Era en este ámbito personal en el que Alicia destacó por encima de todos, y eso ya es decir mucho, dada su dimensión descomunal en la salud pública y en la política. Pero es que, como suele decirse, en las distancias cortas era donde desprendía ese magnetismo y esa fascinación que de otro modo tal vez resultaran menos visibles.
Alicia Llácer era una mujer preocupada por las mujeres de forma universal, pero también de forma particular preocupada por las mujeres y los hombres que tenía cerca y a los que quería, o simplemente apreciaba. Y la generosidad que siempre mostró en su compromiso político y científico se desplegaba con aún mayor intensidad hacia las personas de sus círculos más cercanos.
A pesar de lo férreo de sus convicciones, Alicia no tenía ningún reparo en mostrar comprensión, respeto y curiosidad ante otras formas de ver o analizar la realidad.

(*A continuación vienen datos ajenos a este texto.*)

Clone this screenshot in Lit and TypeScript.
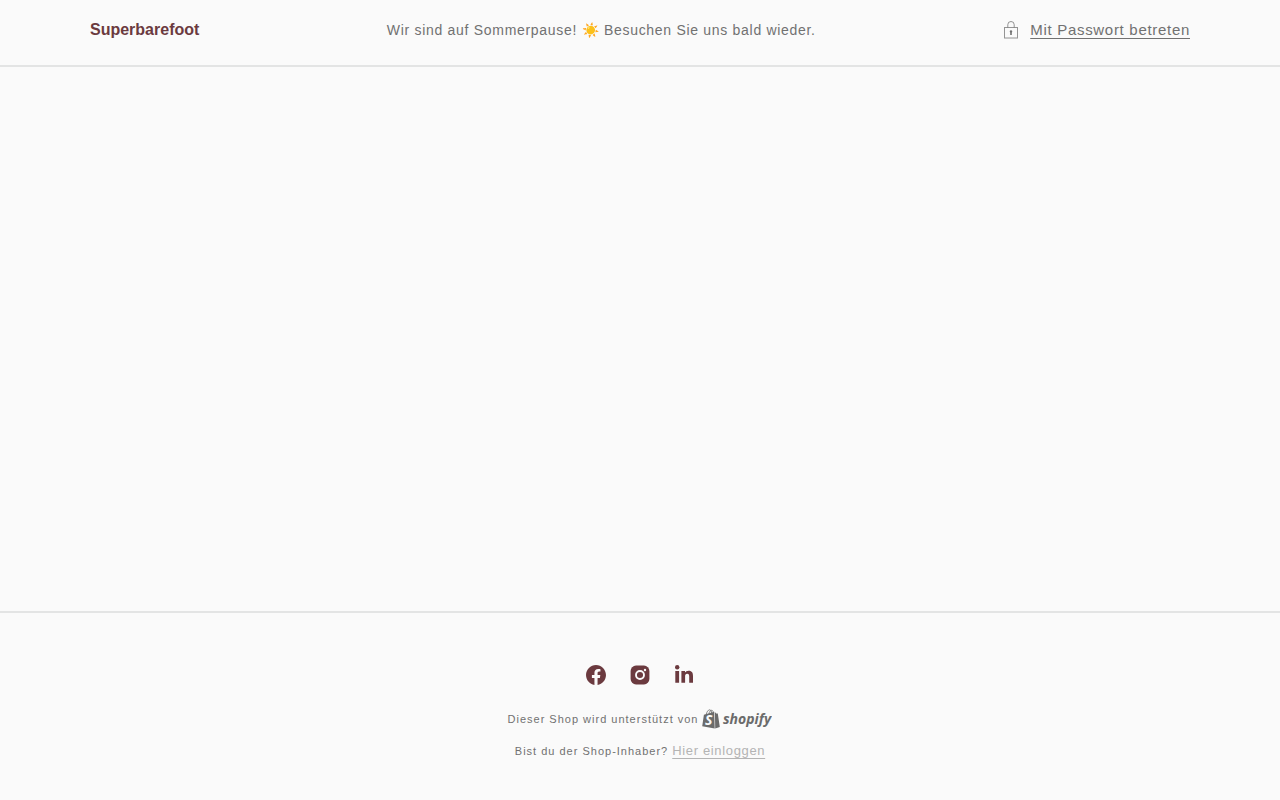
import { LitElement, html, css } from "lit";
import { customElement } from "lit/decorators.js";

const facebook = html`<svg viewBox="0 0 20 20" width="24" height="24" aria-hidden="true">
  <path fill="currentColor" transform="translate(-.4 -.4) scale(1.04)" d="M18 10.049C18 5.603 14.419 2 10 2c-4.419 0-8 3.603-8 8.049C2 14.067 4.925 17.396 8.75 18v-5.624H6.719v-2.328h2.03V8.275c0-2.017 1.195-3.132 3.023-3.132.874 0 1.79.158 1.79.158v1.98h-1.009c-.994 0-1.303.621-1.303 1.258v1.51h2.219l-.355 2.326H11.25V18c3.825-.604 6.75-3.933 6.75-7.951Z"/>
</svg>`;

const instagram = html`<svg viewBox="0 0 24 24" width="24" height="24" aria-hidden="true">
  <rect x="2.6" y="2.6" width="18.8" height="18.8" rx="5.4" fill="currentColor"/>
  <circle cx="12" cy="12" r="4" fill="none" stroke="#fafafa" stroke-width="1.9"/>
  <circle cx="17" cy="7" r="1.2" fill="#fafafa"/>
</svg>`;

const linkedin = html`<svg viewBox="0 0 24 24" width="24" height="24" aria-hidden="true">
  <g fill="currentColor">
    <circle cx="5.2" cy="4.2" r="2.2"/>
    <path d="M3.3 8h3.8v11.700H3.300zM9.400 8H13v1.600c.6-1.100 1.900-1.900 3.600-1.900 3.600 0 4.400 2.300 4.400 5.400v6.600h-3.800v-5.900c0-1.500-.1-3-2-3s-2.100 1.400-2.100 2.900v6H9.400z"/>
  </g>
</svg>`;

const lock = html`<svg class="lock" viewBox="0 0 16 20" width="16" height="20" aria-hidden="true">
  <g fill="none" stroke="currentColor" stroke-opacity=".75">
    <rect x="1.500" y="7.500" width="13" height="10.500"/>
    <path d="M4.800 7.500V4.700a3.200 3.200 0 0 1 6.400 0v2.800"/>
  </g>
  <path fill="currentColor" d="M8 10.200a1.300 1.300 0 0 1 .8 2.300v2.500H7.200v-2.500A1.300 1.300 0 0 1 8 10.200z"/>
</svg>`;

const shopify = html`<svg viewBox="0 0 70 20" width="70" height="20" role="img" aria-label="Shopify">
  <path fill="currentColor" d="M1.900 5.700 12.200 2.800l.5 16.600L.2 17.200zM12.900 2.900l1.200 1.500 1.700.2 2 13.500-4.600 1.300z"/>
  <path fill="none" stroke="currentColor" stroke-width=".8" d="M4.100 5.600C4.800 2.900 6.200.7 7.700.8c1.300.1 1.900 1.700 1.900 3.600M6.900 4.700C7.400 2.500 8.600 1.200 9.700 1.300c1 .1 1.500 1 1.700 2.200"/>
  <text class="mark" x="3" y="16">S</text>
  <text class="word" x="21" y="15">shopify</text>
</svg>`;

@customElement("app-root")
export class AppRoot extends LitElement {
  static styles = css`
    :host {
      display: flex;
      flex-direction: column;
      min-height: 100vh;
      background: #fafafa;
      color: #717171;
      font-family: "Liberation Sans", Arial, sans-serif;
      font-size: 14px;
      letter-spacing: 0.05em;
    }
    .header {
      border-bottom: 2px solid #e3e4e4;
    }
    .bar {
      display: flex;
      justify-content: space-between;
      align-items: center;
      box-sizing: border-box;
      max-width: 1200px;
      margin: 0 auto;
      padding: 20px 50px 25px;
    }
    .brand {
      margin: 0;
      color: #6b3a3f;
      font-size: 16px;
      line-height: 20px;
      letter-spacing: normal;
    }
    .notice {
      margin: 0;
      line-height: 20px;
    }
    .enter {
      display: flex;
      align-items: center;
      gap: 11px;
      padding: 0;
      border: 0;
      background: none;
      color: inherit;
      font: inherit;
      font-size: 15px;
      line-height: 20px;
      letter-spacing: inherit;
      cursor: pointer;
    }
    .enter span,
    .login {
      text-decoration: underline;
      text-underline-offset: 3px;
      text-decoration-thickness: 1px;
    }
    .main {
      flex: 1;
    }
    .footer {
      display: flex;
      flex-direction: column;
      align-items: center;
      padding: 50px 20px 37px;
      border-top: 2px solid #e3e4e4;
    }
    .social {
      display: flex;
      gap: 20px;
      margin: 0 0 20px;
      padding: 0;
      list-style: none;
    }
    .social a {
      display: block;
      color: #6b3a3f;
    }
    .social svg,
    .credit svg,
    .lock {
      display: block;
    }
    .credit,
    .owner {
      display: flex;
      align-items: center;
      gap: 4px;
      margin: 0;
      font-size: 11px;
      line-height: 24px;
      letter-spacing: 1px;
    }
    .owner {
      align-items: baseline;
      margin-top: 8px;
    }
    .credit a {
      color: #6b6b6b;
    }
    .login {
      color: #b4b4b4;
      font-size: 13px;
      letter-spacing: 0.05em;
    }
    .word,
    .mark {
      fill: currentColor;
      font-family: "Open Sans", sans-serif;
      font-style: italic;
      font-weight: 700;
      font-size: 14px;
      letter-spacing: normal;
    }
    .mark {
      fill: #fafafa;
    }
  `;

  render() {
    return html`
      <header class="header">
        <div class="bar">
          <h1 class="brand">Superbarefoot</h1>
          <p class="notice">Wir sind auf Sommerpause! ☀️ Besuchen Sie uns bald wieder.</p>
          <button class="enter" type="button">${lock}<span>Mit Passwort betreten</span></button>
        </div>
      </header>
      <main class="main"></main>
      <footer class="footer">
        <ul class="social">
          <li><a href="#" aria-label="Facebook">${facebook}</a></li>
          <li><a href="#" aria-label="Instagram">${instagram}</a></li>
          <li><a href="#" aria-label="LinkedIn">${linkedin}</a></li>
        </ul>
        <p class="credit">Dieser Shop wird unterstützt von <a href="#">${shopify}</a></p>
        <p class="owner">Bist du der Shop-Inhaber? <a class="login" href="#">Hier einloggen</a></p>
      </footer>
    `;
  }
}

Escuchaba, y cuando lo veía oportuno, hablaba, con una mezcla de humildad y seguridad que tranquilizaba y convencía. Su perspicacia era enorme, y resultaba muy difícil ocultarle cualquier cosa, porque parecía desarrollar ese sexto sentido que le decía que había algo más. Por eso era nuestra referencia.
Alicia se mantuvo siempre en su sitio, que no era otro que el de la lucha constante y donde se la necesitara. Rigurosa y ortodoxa, Alicia Llácer se rodeaba también de anécdotas, pero nada en ella era anecdótico, todo formaba parte de una personalidad compleja y fascinante, luchadora, comprometida, brillante, generosa y solidaria. Los que tuvimos la fortuna de disfrutarla nunca la olvidaremos, y la salud pública, el feminismo y la política, a los que tanto dio, tampoco deberían hacerlo.